A divided Supreme Court ruled today in Campbell-Ewald Co. v. Gomez, No. 14-857, that an unaccepted Rule 68 offer of judgment by a defendant cannot moot a putative class action. The decision settles a reserved question from Genesis HealthCare Corp. v. Symczyk and resolves a circuit split on the issue. Justice Ginsburg’s majority opinion holds that an unaccepted Rule 68 settlement offer “has no force” and like other unaccepted contract offers, “creates no lasting right or obligation.”
Campbell-Ewald arose in the context of a Telephone Consumer Protection Act (TCPA) lawsuit. The defendant was hired to send text messages to young adults recruiting them to join the Navy, but only if they had opted-in to receive such messages. The plaintiff, who was nearly 40 years old and had not opted-in or otherwise consented, received a text message. After the plaintiff filed a class action, but before the class certification motion deadline, the defendant filed a Rule 68 offer of judgment for $1,503 per message ($3 more than the maximum plaintiff could recover per text, under the TCPA) plus costs (excluding attorney’s fees).
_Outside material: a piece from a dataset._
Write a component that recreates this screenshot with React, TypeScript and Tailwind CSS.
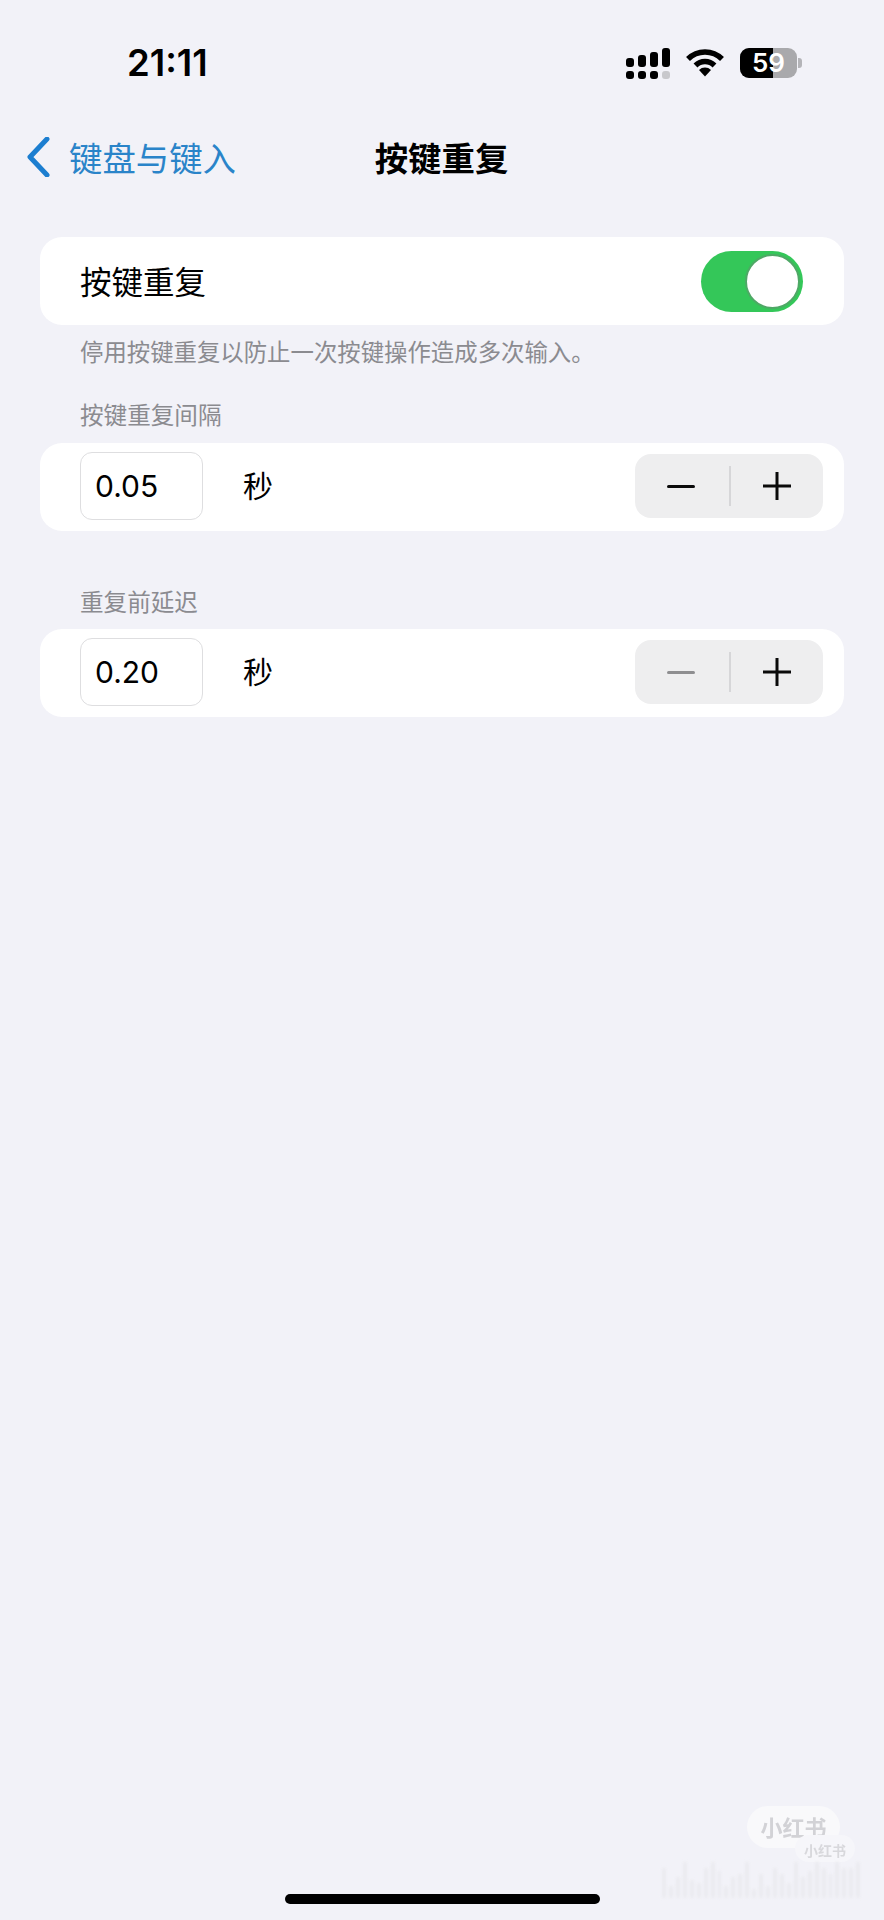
import { FC } from "react";

const cjk = "font-['Noto_Sans_CJK_SC','Noto_Sans',sans-serif]";
const latin = "font-['Inter','Liberation_Sans',sans-serif]";

const watermarkBars = [
  10, 4, 7, 12, 6, 5, 10, 12, 9, 4, 7, 8, 12, 3, 8, 4, 10, 8, 5, 12, 7, 9, 12, 10, 8, 12, 10, 10, 12,
];

const SignalIcon: FC = () => (
  <div className="flex items-end gap-1">
    {[9, 12, 15, 19].map((h, i) => (
      <div key={h} className="flex w-2 flex-col gap-1">
        <div className="w-2 rounded-[3px] bg-black" style={{ height: h }} />
        <div className={`h-2 w-2 rounded-[3px] ${i === 3 ? "bg-[#c8c8cc]" : "bg-black"}`} />
      </div>
    ))}
  </div>
);

const WifiIcon: FC = () => (
  <svg width="38" height="28" viewBox="0 0 38 28" fill="none">
    <path d="M2 10 A24 24 0 0 1 36 10" stroke="#000" strokeWidth="5.5" />
    <path d="M9.5 16.5 A13.5 13.5 0 0 1 28.5 16.5" stroke="#000" strokeWidth="5.5" />
    <path d="M19 27.5 L13 21 A8.5 8.5 0 0 1 25 21 Z" fill="#000" />
  </svg>
);

const BatteryIcon: FC = () => (
  <div className="flex items-center gap-[1px]">
    <div className="relative flex h-[30px] w-[57px] items-center justify-center overflow-hidden rounded-[9px] bg-[#a9a9ac]">
      <div className="absolute inset-y-0 left-0 w-[33px] bg-black" />
      <span className={`${latin} relative text-[26px] leading-none font-semibold text-white`}>59</span>
    </div>
    <div className="h-[10px] w-[4px] rounded-r-[3px] bg-[#b4b4b8]" />
  </div>
);

const Stepper: FC<{ minusColor: string }> = ({ minusColor }) => (
  <div className="mb-[2px] flex h-16 w-[188px] items-center rounded-2xl bg-[#eeeeef]">
    <div className="flex flex-1 justify-center pr-[2px]">
      <div className={`h-[3px] w-7 rounded-full ${minusColor}`} />
    </div>
    <div className="h-10 w-[2px] bg-[#d6d6d8]" />
    <div className="flex flex-1 justify-center">
      <svg width="28" height="28" viewBox="0 0 28 28" fill="none">
        <path d="M0 14 H28 M14 0 V28" stroke="#0a0a0a" strokeWidth="3" />
      </svg>
    </div>
  </div>
);

const ValueRow: FC<{ value: string; minusColor: string }> = ({ value, minusColor }) => (
  <div className="flex h-[88px] items-center rounded-[22px] bg-white pr-[21px] pl-10">
    <div className="mb-[2px] flex h-[68px] w-[123px] items-center rounded-xl border border-[#dedee0] pl-[14px]">
      <span className={`${latin} text-[30px] leading-none text-black`}>{value}</span>
    </div>
    <span className={`${cjk} ml-10 pb-[6px] text-[30px] leading-none text-black`}>秒</span>
    <div className="ml-auto">
      <Stepper minusColor={minusColor} />
    </div>
  </div>
);

const App: FC = () => {
  return (
    <div className={`${cjk} relative flex min-h-[1920px] w-full flex-col overflow-hidden bg-[#f2f2f8]`}>
      <header className="flex h-[126px] items-center justify-between pr-[82px] pl-[127px]">
        <span className={`${latin} text-[36.5px] leading-none font-semibold text-black`}>21:11</span>
        <div className="flex items-center gap-4">
          <SignalIcon />
          <WifiIcon />
          <BatteryIcon />
        </div>
      </header>

      <nav className="relative flex h-[62px] items-center justify-center">
        <div className="absolute top-0 left-[26px] flex h-full items-center gap-[19px]">
          <svg width="24" height="40" viewBox="0 0 24 40" fill="none">
            <path d="M21 2 L4 20 L21 38" stroke="#1c7ed0" strokeWidth="5" strokeLinecap="round" strokeLinejoin="round" />
          </svg>
          <span className="text-[33.4px] leading-none text-[#2a84c9]">键盘与键入</span>
        </div>
        <h1 className="pr-[1px] text-[33.4px] leading-none font-semibold text-black">按键重复</h1>
      </nav>

      <main className="flex flex-col px-10 pt-[49px]">
        <div className="flex h-[88px] items-center justify-between rounded-[22px] bg-white pr-[41px] pl-10">
          <span className="text-[31.5px] leading-none text-black">按键重复</span>
          <div className="flex h-[61px] w-[102px] items-center justify-end rounded-full bg-[#34c759] pr-[3px]">
            <div className="h-[55px] w-[55px] rounded-full border-2 border-[#4fa866] bg-white" />
          </div>
        </div>
        <p className="mt-3 pl-10 text-[23.4px] leading-[28px] text-[#8b8b90]">
          停用按键重复以防止一次按键操作造成多次输入。
        </p>

        <h2 className="mt-[35px] pl-10 text-[23.6px] leading-[28px] font-normal text-[#8b8b90]">按键重复间隔</h2>
        <div className="mt-[15px]">
          <ValueRow value="0.05" minusColor="bg-[#0a0a0a]" />
        </div>

        <h2 className="mt-14 pl-10 text-[23.6px] leading-[28px] font-normal text-[#8b8b90]">重复前延迟</h2>
        <div className="mt-[14px]">
          <ValueRow value="0.20" minusColor="bg-[#8e8e90]" />
        </div>
      </main>

      <div className="absolute top-[1806px] left-[747px] flex h-[42px] w-[93px] items-center justify-center rounded-full bg-[#f9f9fb] blur-[0.5px]">
        <span className="pb-[3px] text-[22px] leading-none font-bold text-[#d2d2d6]">小红书</span>
      </div>
      <div className="absolute top-[1835px] left-[795px] flex h-[27px] w-[60px] items-center justify-center rounded-full bg-[#f6f6fa] blur-[0.5px]">
        <span className="pt-[3px] text-[14px] leading-none font-bold text-[#d8d8dc]">小红书</span>
      </div>
      <div className="absolute top-[1864px] left-[662px] flex h-[34px] w-[198px] items-end gap-[3px] opacity-60 blur-[1.5px]">
        {watermarkBars.map((n, i) => (
          <div key={i} className="w-[4px] bg-[#e6e6ea]" style={{ height: n * 3 }} />
        ))}
      </div>

      <div className="absolute top-[1894px] left-[285px] h-[10px] w-[315px] rounded-full bg-black" />
    </div>
  );
};

export default App;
The plaintiff did not accept the offer.
The defendant then argued that the court lacked subject matter jurisdiction because the offer mooted the plaintiff’s individual claim, and that because the plaintiff had not yet moved for class certification, the class claims were mooted as well. The defendant relied on the Supreme Court majority’s opinion in Genesis Health that an unaccepted offer of judgment mooted Fair Labor Standards Act collective action claims.
In Genesis Health, Justice Kagan in dissent argued that an unaccepted offer cannot moot a case because “[a]s every first-year law student learns, the recipient’s rejection of an offer ‘leaves the matter as if no offer had ever been made.’” The majority in Campbell-Ewald adopted that analysis.
The three dissenting justices in Campbell-Ewald opined that the majority’s decision transfers authority from the federal courts and “hands it to the plaintiff,” reasoning that once the defendant offered to fully remedy the plaintiff’s injury, there was no longer any necessity for the court to adjudicate the case as a matter of Article III standing, irrespective of the result under contract law. The majority responded that, to the contrary, the dissent approach “would place the defendant in the driver’s seat” because the defendant “sought to avoid a potential adverse decision, one that could expose it to damages a thousand-fold larger than the bid [the plaintiff] declined to accept.”
The majority did reserve the question of whether the result would differ if the defendant had deposited the full amount of the plaintiff’s individual claim into an account payable to the plaintiff and the trial court had entered judgment for the plaintiff in that amount. In the case before the court, that question was “hypothetical.” This reservation appears to address Justice Thomas’s concurrence that the law of tenders should govern the case rather than the law of contracts, such that an actual tender of the full amount of the named plaintiff’s individual claim (as opposed to a mere contract offer, evidencing an intent to pay) would moot the claim. Thus, there remains an open question whether an actual tender of payment by certified check to the court’s registry, rather than a Rule 68 offer of judgment, would moot the individual claims and class claims as well.